Например, лишенная смысла трактовка имени бога Виракоча в значении «морской пены» утвердилась в печати уже в 1551 году, и с тех пор данное толкование в качестве общепринятого в письменном виде так ничем и не было заменено. И эта интерпретация уже пережила многие эпохи. Далее, идея поиска в словарях казалась поначалу просто упражнением в бесполезности. Судя по тому, что утверждалось в литературе, я предполагал, что искать значение имени Виракочи было безнадежно.

Склонила весы в пользу продвижения вперед — хотя бы лишь в намерении — мысль о том, что я мог бы по крайней мере поискать одно или два из прочих названий Виракочи, чтобы убедиться, что их не было вовсе. Я начал с имени «Тунапа», встречавшегося в хрониках в качестве одного из имен Виракочи, но особенно часто (более двадцати раз) использовавшегося Пачакути Ямки, индейским дворянином из района озера Титикака. Кечуа и аймара изобилуют смешанными словами. Я знал, что в обоих языках глагол апа-и означает «нести». Затем я нашел туна. Оно означает «жернов». Тунапа Виракоча значило «носитель мельницы». Этот процесс занял примерно девяносто секунд.

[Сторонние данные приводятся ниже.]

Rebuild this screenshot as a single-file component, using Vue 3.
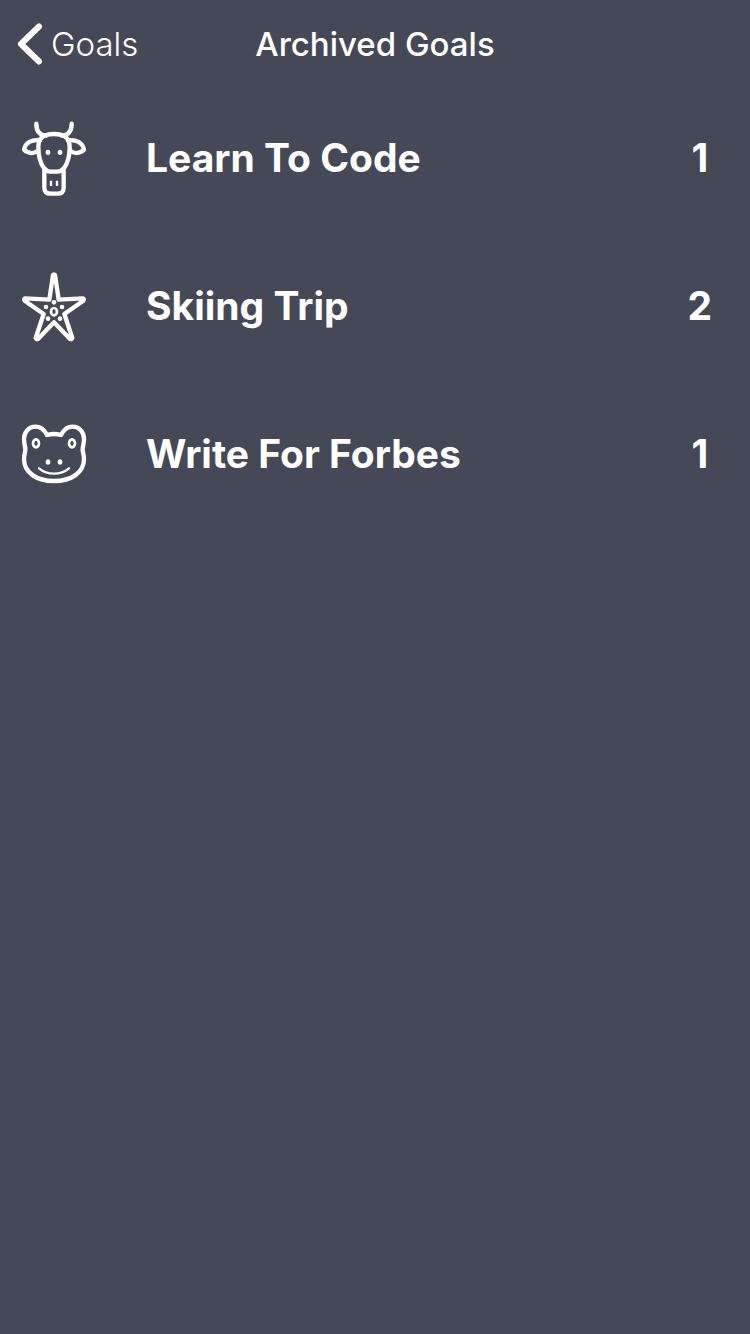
<script setup>
const goals = [
  { name: 'Learn To Code', count: 1, icon: 'cow' },
  { name: 'Skiing Trip', count: 2, icon: 'starfish' },
  { name: 'Write For Forbes', count: 1, icon: 'frog' },
]
</script>

<template>
  <div class="screen">
    <header class="nav">
      <a class="back" href="#goals">
        <svg class="chevron" viewBox="0 0 26 42" aria-hidden="true">
          <path d="M22 3.500 4 21l18 17.500" />
        </svg>
        <span>Goals</span>
      </a>
      <h1 class="title">Archived Goals</h1>
    </header>
    <main>
      <ul class="list">
        <li v-for="goal in goals" :key="goal.name" class="row">
          <svg v-if="goal.icon === 'cow'" class="icon" viewBox="0 -3 240 270" aria-hidden="true">
            <path d="M67 29C67 50 76 63 96 65M173 29c0 21-9 34-29 36" />
            <path d="M120 60C87 60 73 73 73 99c0 25 4 45 16 62 6 8 12 12 20 12h22c8 0 14-4 20-12 12-17 16-37 16-62 0-26-14-39-47-39Z" />
            <path d="M78 79C54 75 34 86 30 107c14 13 30 13 42 3M162 79c24-4 44 7 48 28-14 13-30 13-42 3" />
            <path d="M91 169v52q0 18 19 18h20q19 0 19-18v-52" />
            <ellipse class="solid" cx="102" cy="115" rx="7" ry="8" />
            <ellipse class="solid" cx="138" cy="115" rx="7" ry="8" />
            <path class="thin" d="M111 200v16M129 200v16" />
          </svg>
          <svg v-else-if="goal.icon === 'starfish'" class="icon" viewBox="0 -9 240 270" aria-hidden="true">
            <path d="M117 33q3-4 6 0l11 74 73-4q5 3 1 7l-57 40 24 72q-2 5-7 3l-48-50-48 50q-5 2-7-3l24-72-57-40q-4-4 1-7l73 4Z" />
            <ellipse class="ring" cx="120" cy="143" rx="9" ry="11" />
            <g class="solid">
              <circle cx="120" cy="115" r="7" />
              <circle cx="96" cy="129" r="7" />
              <circle cx="144" cy="129" r="7" />
              <circle cx="102" cy="164" r="7" />
              <circle cx="138" cy="164" r="7" />
            </g>
          </svg>
          <svg v-else class="icon" viewBox="0 -21 240 270" aria-hidden="true">
            <path d="M99 57q21-6 42 0C150 40 159 32 175 32c22 0 35 17 35 38 0 12-4 22-4 31 0 8 4 15 4 28 0 41-38 66-90 66s-90-25-90-66c0-13 4-20 4-28 0-9-4-19-4-31 0-21 13-38 35-38 16 0 25 8 34 25Z" />
            <ellipse class="ring" cx="66" cy="82" rx="9" ry="12" />
            <ellipse class="ring" cx="174" cy="82" rx="9" ry="12" />
            <ellipse class="solid" cx="102" cy="138" rx="7" ry="8" />
            <ellipse class="solid" cx="138" cy="138" rx="7" ry="8" />
            <path class="smile" d="M75 157q19 16 45 16t45-16" />
          </svg>
          <span class="name">{{ goal.name }}</span>
          <span class="count">{{ goal.count }}</span>
        </li>
      </ul>
    </main>
  </div>
</template>

<style>
body {
  background: #454857;
}
</style>

<style scoped>
.screen {
  box-sizing: border-box;
  min-height: 100vh;
  background: #454857;
  color: #fff;
  font-family: Inter, "Liberation Sans", sans-serif;
}
.nav {
  display: grid;
  grid-template-columns: 1fr auto 1fr;
  align-items: center;
  box-sizing: border-box;
  min-height: 84px;
  padding: 4px 17px 0;
}
.back {
  display: flex;
  align-items: center;
  gap: 8px;
  color: inherit;
  font-size: 33px;
  font-weight: 300;
  line-height: 40px;
  text-decoration: none;
}
.chevron {
  width: 26px;
  height: 42px;
  fill: none;
  stroke: #fff;
  stroke-width: 6;
  stroke-linecap: round;
  stroke-linejoin: round;
}
.title {
  margin: 0;
  font-size: 33px;
  font-weight: 500;
  line-height: 40px;
}
.list {
  margin: 0;
  padding: 0;
  list-style: none;
}
.row {
  display: flex;
  align-items: center;
  min-height: 148px;
  padding: 0 38px 0 14px;
  font-size: 39px;
  font-weight: 700;
  line-height: 48px;
}
.icon {
  flex: none;
  width: 80px;
  height: 90px;
  margin-right: 52px;
  fill: none;
  stroke: #fff;
  stroke-width: 13;
  stroke-linecap: round;
  stroke-linejoin: round;
}
.icon .solid {
  fill: #fff;
  stroke: none;
}
.icon .thin {
  stroke-width: 7;
  stroke-linecap: butt;
}
.icon .ring {
  stroke-width: 8;
}
.icon .smile {
  stroke-width: 7;
}
.name {
  flex: 1;
}
.count {
  min-width: 24px;
  text-align: center;
}
</style>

Бессмысленное совпадение я оставляю в стороне, ибо в настоящее время нет приемлемого исторического объяснения, почему этот образ должен был появиться в южных Андах. Дехенд пыталась добиться более полного понимания деус фабер, «творца» бога, след которого просматривается во всех мифах высокоразвитых культур от Океании до Скандинавии, и в конечном счете понимания того, что этим богом, обладавшим мельницей, была планета Сатурн. За единственным и долго игнорировавшимся исключением, определенные сведения относительно андских представлений о планетах почти полностью лишены первоисточников, равно как и современных этнографических исследований. Кроме того, евразийская «мельница», несомненно, образовывалась полярно-экваториальными координатами, в то время как, согласно принятой в настоящее время парадигме, андская астрономия основывалась на горизонте, системе средних широт, используя круг горизонта и оси зенита солнца как первичные — на самом деле единственные — средства ориентации. Теперь трудно воссоздать в памяти тот шок, который я испытал после прочтения одной этой словарной статьи. Она открыла огромное хранилище тайн.